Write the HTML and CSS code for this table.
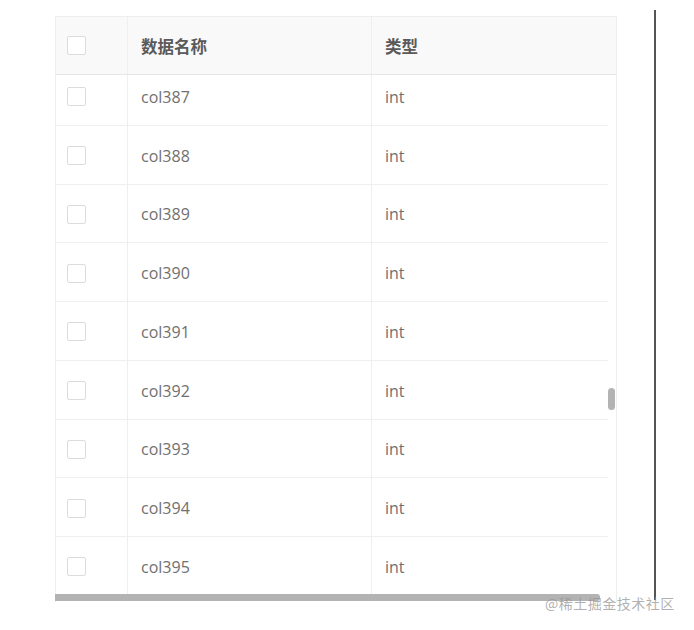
FILE: index.html
```html
<!DOCTYPE html>
<html lang="zh">
<head>
<meta charset="utf-8">
<link rel="stylesheet" href="styles.css">
</head>
<body>
<div class="page">
  <div class="table">
    <div class="head">
      <div class="cell check"><span class="box"></span></div>
      <div class="cell name">数据名称</div>
      <div class="cell type">类型</div>
    </div>
    <div class="body">
      <div class="rows">
        <div class="row"><div class="cell check"><span class="box"></span></div><div class="cell name">col387</div><div class="cell type">int</div></div>
        <div class="row"><div class="cell check"><span class="box"></span></div><div class="cell name">col388</div><div class="cell type">int</div></div>
        <div class="row"><div class="cell check"><span class="box"></span></div><div class="cell name">col389</div><div class="cell type">int</div></div>
        <div class="row"><div class="cell check"><span class="box"></span></div><div class="cell name">col390</div><div class="cell type">int</div></div>
        <div class="row"><div class="cell check"><span class="box"></span></div><div class="cell name">col391</div><div class="cell type">int</div></div>
        <div class="row"><div class="cell check"><span class="box"></span></div><div class="cell name">col392</div><div class="cell type">int</div></div>
        <div class="row"><div class="cell check"><span class="box"></span></div><div class="cell name">col393</div><div class="cell type">int</div></div>
        <div class="row"><div class="cell check"><span class="box"></span></div><div class="cell name">col394</div><div class="cell type">int</div></div>
        <div class="row"><div class="cell check"><span class="box"></span></div><div class="cell name">col395</div><div class="cell type">int</div></div>
      </div>
      <div class="vthumb"></div>
    </div>
    <div class="hbar"><div class="hthumb"></div></div>
  </div>
  <div class="divider"></div>
  <div class="watermark">@稀土掘金技术社区</div>
</div>
</body>
</html>
```

FILE: styles.css
```css
html, body {
  margin: 0;
  padding: 0;
  background: #ffffff;
}

.page {
  position: relative;
  width: 694px;
  height: 630px;
  display: flex;
  align-items: flex-start;
  font-family: "Open Sans", "Noto Sans CJK SC", sans-serif;
}

.table {
  margin-left: 55px;
  margin-top: 16px;
  width: 562px;
  border-top: 1px solid #eeeeee;
  border-left: 1px solid #eeeeee;
  border-right: 1px solid #eeeeee;
  box-sizing: border-box;
}

.head {
  display: grid;
  grid-template-columns: 72px 244px 1fr;
  height: 58px;
  background: #f9f9f9;
  border-bottom: 1px solid #e6e6e6;
  box-sizing: border-box;
}

.head .cell {
  font-family: "Noto Sans CJK SC", sans-serif;
  font-weight: 700;
  font-size: 16.5px;
  color: #5a5a5a;
}

.cell {
  display: flex;
  align-items: center;
  padding-left: 13px;
  border-right: 1px solid #efefef;
  box-sizing: border-box;
  font-size: 16px;
  color: #707070;
}

.cell.type {
  border-right: none;
}

.cell.check {
  padding-left: 11px;
}

.box {
  width: 19px;
  height: 19px;
  border: 1px solid #dcdcdc;
  border-radius: 2px;
  background: #ffffff;
  box-sizing: border-box;
}

.body {
  position: relative;
  height: 519px;
  overflow: hidden;
}

.rows {
  width: 552px;
  margin-top: -8px;
}

.row {
  display: grid;
  grid-template-columns: 72px 244px 1fr;
  height: 58.75px;
  border-bottom: 1px solid #efefef;
  box-sizing: border-box;
}

.row .cell {
  padding-top: 2px;
}

.vthumb {
  position: absolute;
  right: 1px;
  top: 313px;
  width: 7px;
  height: 22px;
  border-radius: 4px;
  background: #b3b3b3;
}

.hbar {
  height: 8px;
  margin-left: -1px;
}

.hthumb {
  width: 545px;
  height: 7px;
  background: #b3b3b3;
  border-radius: 0 3px 3px 0;
}

.divider {
  margin-left: 37px;
  margin-top: 10px;
  width: 2px;
  height: 590px;
  background: #555555;
}

.watermark {
  position: absolute;
  left: 545px;
  top: 593px;
  font-family: "Noto Sans CJK SC", sans-serif;
  font-size: 14px;
  color: rgba(150, 150, 150, 0.75);
  letter-spacing: 0.5px;
}
```
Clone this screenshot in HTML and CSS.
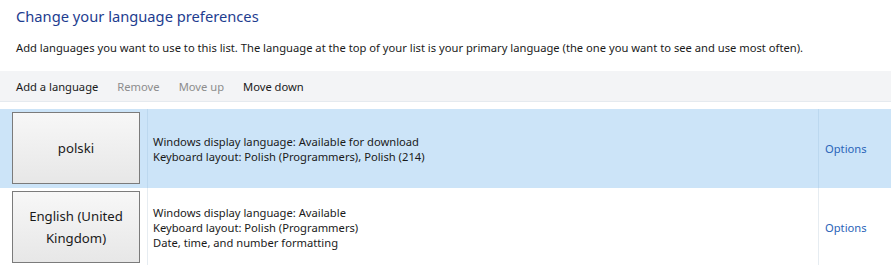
FILE: index.html
```html
<!DOCTYPE html>
<html lang="en">
<head>
  <meta charset="UTF-8" />
  <title>Language</title>
  <link rel="stylesheet" href="styles.css">
</head>
<body>
  <h1 class="title">Change your language preferences</h1>
  <p class="intro">Add languages you want to use to this list. The language at the top of your list is your primary language (the one you want to see and use most often).</p>

  <div class="toolbar">
    <span class="tool">Add a language</span>
    <span class="tool disabled">Remove</span>
    <span class="tool disabled">Move up</span>
    <span class="tool">Move down</span>
  </div>

  <div class="list">
    <div class="row selected">
      <div class="lang-cell"><div class="lang-btn">polski</div></div>
      <div class="info">
        <div>Windows display language: Available for download</div>
        <div>Keyboard layout: Polish (Programmers), Polish (214)</div>
      </div>
      <div class="opt"><a href="#">Options</a></div>
    </div>
    <div class="row">
      <div class="lang-cell"><div class="lang-btn">English (United<br>Kingdom)</div></div>
      <div class="info">
        <div>Windows display language: Available</div>
        <div>Keyboard layout: Polish (Programmers)</div>
        <div>Date, time, and number formatting</div>
      </div>
      <div class="opt"><a href="#">Options</a></div>
    </div>
  </div>
</body>
</html>
```

FILE: styles.css
```css
body {
  margin: 0;
  font-family: "Noto Sans", "Open Sans", sans-serif;
  font-size: 11.2px;
  color: #1a1a1a;
  background: #fff;
  overflow: hidden;
}
.title {
  margin: 0;
  padding: 4px 0 0 16px;
  font-size: 14.7px;
  font-weight: normal;
  color: #1e3d8f;
  height: 32px;
  line-height: 24px;
  box-sizing: border-box;
}
.intro {
  margin: 0;
  padding: 8px 0 0 16px;
  height: 39px;
  box-sizing: border-box;
  line-height: 16px;
}
.toolbar {
  display: flex;
  gap: 19px;
  height: 31px;
  box-sizing: border-box;
  align-items: center;
  padding-left: 16px;
  background: #f3f4f6;
  border-bottom: 1px solid #e5eaef;
}
.tool.disabled {
  color: #8d8d8d;
}
.list {
  margin-top: 7px;
}
.row {
  display: flex;
  height: 79px;
}
.row.selected {
  background: #cce4f8;
}
.lang-cell {
  width: 148px;
  padding: 3px 0 0 12px;
  box-sizing: border-box;
  border-right: 1px solid #e6ecf1;
}
.row.selected .lang-cell,
.row.selected .opt {
  border-color: #bcd8ef;
}
.lang-btn {
  width: 128px;
  height: 72px;
  box-sizing: border-box;
  border: 1px solid #7b7b7b;
  background: linear-gradient(#f7f7f7, #e7e7e7);
  display: flex;
  align-items: center;
  justify-content: center;
  text-align: center;
  font-size: 13.2px;
  line-height: 22px;
}
.info {
  flex: 1;
  display: flex;
  flex-direction: column;
  justify-content: center;
  padding-left: 5px;
  line-height: 15px;
}
.opt {
  width: 73px;
  box-sizing: border-box;
  border-left: 1px solid #e6ecf1;
  display: flex;
  align-items: center;
  padding-left: 6px;
}
.opt a {
  color: #2a64b8;
  text-decoration: none;
}
```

━━━━

### Set problem
Except for the pictures, copy every line of the records above exactly.

### Output for this task
Write the HTML and CSS code for this table.
FILE: index.html
```html
<!DOCTYPE html>
<html lang="zh">
<head>
<meta charset="utf-8">
<link rel="stylesheet" href="styles.css">
</head>
<body>
<div class="page">
  <div class="table">
    <div class="head">
      <div class="cell check"><span class="box"></span></div>
      <div class="cell name">数据名称</div>
      <div class="cell type">类型</div>
    </div>
    <div class="body">
      <div class="rows">
        <div class="row"><div class="cell check"><span class="box"></span></div><div class="cell name">col387</div><div class="cell type">int</div></div>
        <div class="row"><div class="cell check"><span class="box"></span></div><div class="cell name">col388</div><div class="cell type">int</div></div>
        <div class="row"><div class="cell check"><span class="box"></span></div><div class="cell name">col389</div><div class="cell type">int</div></div>
        <div class="row"><div class="cell check"><span class="box"></span></div><div class="cell name">col390</div><div class="cell type">int</div></div>
        <div class="row"><div class="cell check"><span class="box"></span></div><div class="cell name">col391</div><div class="cell type">int</div></div>
        <div class="row"><div class="cell check"><span class="box"></span></div><div class="cell name">col392</div><div class="cell type">int</div></div>
        <div class="row"><div class="cell check"><span class="box"></span></div><div class="cell name">col393</div><div class="cell type">int</div></div>
        <div class="row"><div class="cell check"><span class="box"></span></div><div class="cell name">col394</div><div class="cell type">int</div></div>
        <div class="row"><div class="cell check"><span class="box"></span></div><div class="cell name">col395</div><div class="cell type">int</div></div>
      </div>
      <div class="vthumb"></div>
    </div>
    <div class="hbar"><div class="hthumb"></div></div>
  </div>
  <div class="divider"></div>
  <div class="watermark">@稀土掘金技术社区</div>
</div>
</body>
</html>
```

FILE: styles.css
```css
html, body {
  margin: 0;
  padding: 0;
  background: #ffffff;
}

.page {
  position: relative;
  width: 694px;
  height: 630px;
  display: flex;
  align-items: flex-start;
  font-family: "Open Sans", "Noto Sans CJK SC", sans-serif;
}

.table {
  margin-left: 55px;
  margin-top: 16px;
  width: 562px;
  border-top: 1px solid #eeeeee;
  border-left: 1px solid #eeeeee;
  border-right: 1px solid #eeeeee;
  box-sizing: border-box;
}

.head {
  display: grid;
  grid-template-columns: 72px 244px 1fr;
  height: 58px;
  background: #f9f9f9;
  border-bottom: 1px solid #e6e6e6;
  box-sizing: border-box;
}

.head .cell {
  font-family: "Noto Sans CJK SC", sans-serif;
  font-weight: 700;
  font-size: 16.5px;
  color: #5a5a5a;
}

.cell {
  display: flex;
  align-items: center;
  padding-left: 13px;
  border-right: 1px solid #efefef;
  box-sizing: border-box;
  font-size: 16px;
  color: #707070;
}

.cell.type {
  border-right: none;
}

.cell.check {
  padding-left: 11px;
}

.box {
  width: 19px;
  height: 19px;
  border: 1px solid #dcdcdc;
  border-radius: 2px;
  background: #ffffff;
  box-sizing: border-box;
}

.body {
  position: relative;
  height: 519px;
  overflow: hidden;
}

.rows {
  width: 552px;
  margin-top: -8px;
}

.row {
  display: grid;
  grid-template-columns: 72px 244px 1fr;
  height: 58.75px;
  border-bottom: 1px solid #efefef;
  box-sizing: border-box;
}

.row .cell {
  padding-top: 2px;
}

.vthumb {
  position: absolute;
  right: 1px;
  top: 313px;
  width: 7px;
  height: 22px;
  border-radius: 4px;
  background: #b3b3b3;
}

.hbar {
  height: 8px;
  margin-left: -1px;
}

.hthumb {
  width: 545px;
  height: 7px;
  background: #b3b3b3;
  border-radius: 0 3px 3px 0;
}

.divider {
  margin-left: 37px;
  margin-top: 10px;
  width: 2px;
  height: 590px;
  background: #555555;
}

.watermark {
  position: absolute;
  left: 545px;
  top: 593px;
  font-family: "Noto Sans CJK SC", sans-serif;
  font-size: 14px;
  color: rgba(150, 150, 150, 0.75);
  letter-spacing: 0.5px;
}
```
Clone this screenshot in HTML and CSS.
FILE: index.html
```html
<!DOCTYPE html>
<html lang="en">
<head>
  <meta charset="UTF-8" />
  <title>Language</title>
  <link rel="stylesheet" href="styles.css">
</head>
<body>
  <h1 class="title">Change your language preferences</h1>
  <p class="intro">Add languages you want to use to this list. The language at the top of your list is your primary language (the one you want to see and use most often).</p>

  <div class="toolbar">
    <span class="tool">Add a language</span>
    <span class="tool disabled">Remove</span>
    <span class="tool disabled">Move up</span>
    <span class="tool">Move down</span>
  </div>

  <div class="list">
    <div class="row selected">
      <div class="lang-cell"><div class="lang-btn">polski</div></div>
      <div class="info">
        <div>Windows display language: Available for download</div>
        <div>Keyboard layout: Polish (Programmers), Polish (214)</div>
      </div>
      <div class="opt"><a href="#">Options</a></div>
    </div>
    <div class="row">
      <div class="lang-cell"><div class="lang-btn">English (United<br>Kingdom)</div></div>
      <div class="info">
        <div>Windows display language: Available</div>
        <div>Keyboard layout: Polish (Programmers)</div>
        <div>Date, time, and number formatting</div>
      </div>
      <div class="opt"><a href="#">Options</a></div>
    </div>
  </div>
</body>
</html>
```

FILE: styles.css
```css
body {
  margin: 0;
  font-family: "Noto Sans", "Open Sans", sans-serif;
  font-size: 11.2px;
  color: #1a1a1a;
  background: #fff;
  overflow: hidden;
}
.title {
  margin: 0;
  padding: 4px 0 0 16px;
  font-size: 14.7px;
  font-weight: normal;
  color: #1e3d8f;
  height: 32px;
  line-height: 24px;
  box-sizing: border-box;
}
.intro {
  margin: 0;
  padding: 8px 0 0 16px;
  height: 39px;
  box-sizing: border-box;
  line-height: 16px;
}
.toolbar {
  display: flex;
  gap: 19px;
  height: 31px;
  box-sizing: border-box;
  align-items: center;
  padding-left: 16px;
  background: #f3f4f6;
  border-bottom: 1px solid #e5eaef;
}
.tool.disabled {
  color: #8d8d8d;
}
.list {
  margin-top: 7px;
}
.row {
  display: flex;
  height: 79px;
}
.row.selected {
  background: #cce4f8;
}
.lang-cell {
  width: 148px;
  padding: 3px 0 0 12px;
  box-sizing: border-box;
  border-right: 1px solid #e6ecf1;
}
.row.selected .lang-cell,
.row.selected .opt {
  border-color: #bcd8ef;
}
.lang-btn {
  width: 128px;
  height: 72px;
  box-sizing: border-box;
  border: 1px solid #7b7b7b;
  background: linear-gradient(#f7f7f7, #e7e7e7);
  display: flex;
  align-items: center;
  justify-content: center;
  text-align: center;
  font-size: 13.2px;
  line-height: 22px;
}
.info {
  flex: 1;
  display: flex;
  flex-direction: column;
  justify-content: center;
  padding-left: 5px;
  line-height: 15px;
}
.opt {
  width: 73px;
  box-sizing: border-box;
  border-left: 1px solid #e6ecf1;
  display: flex;
  align-items: center;
  padding-left: 6px;
}
.opt a {
  color: #2a64b8;
  text-decoration: none;
}
```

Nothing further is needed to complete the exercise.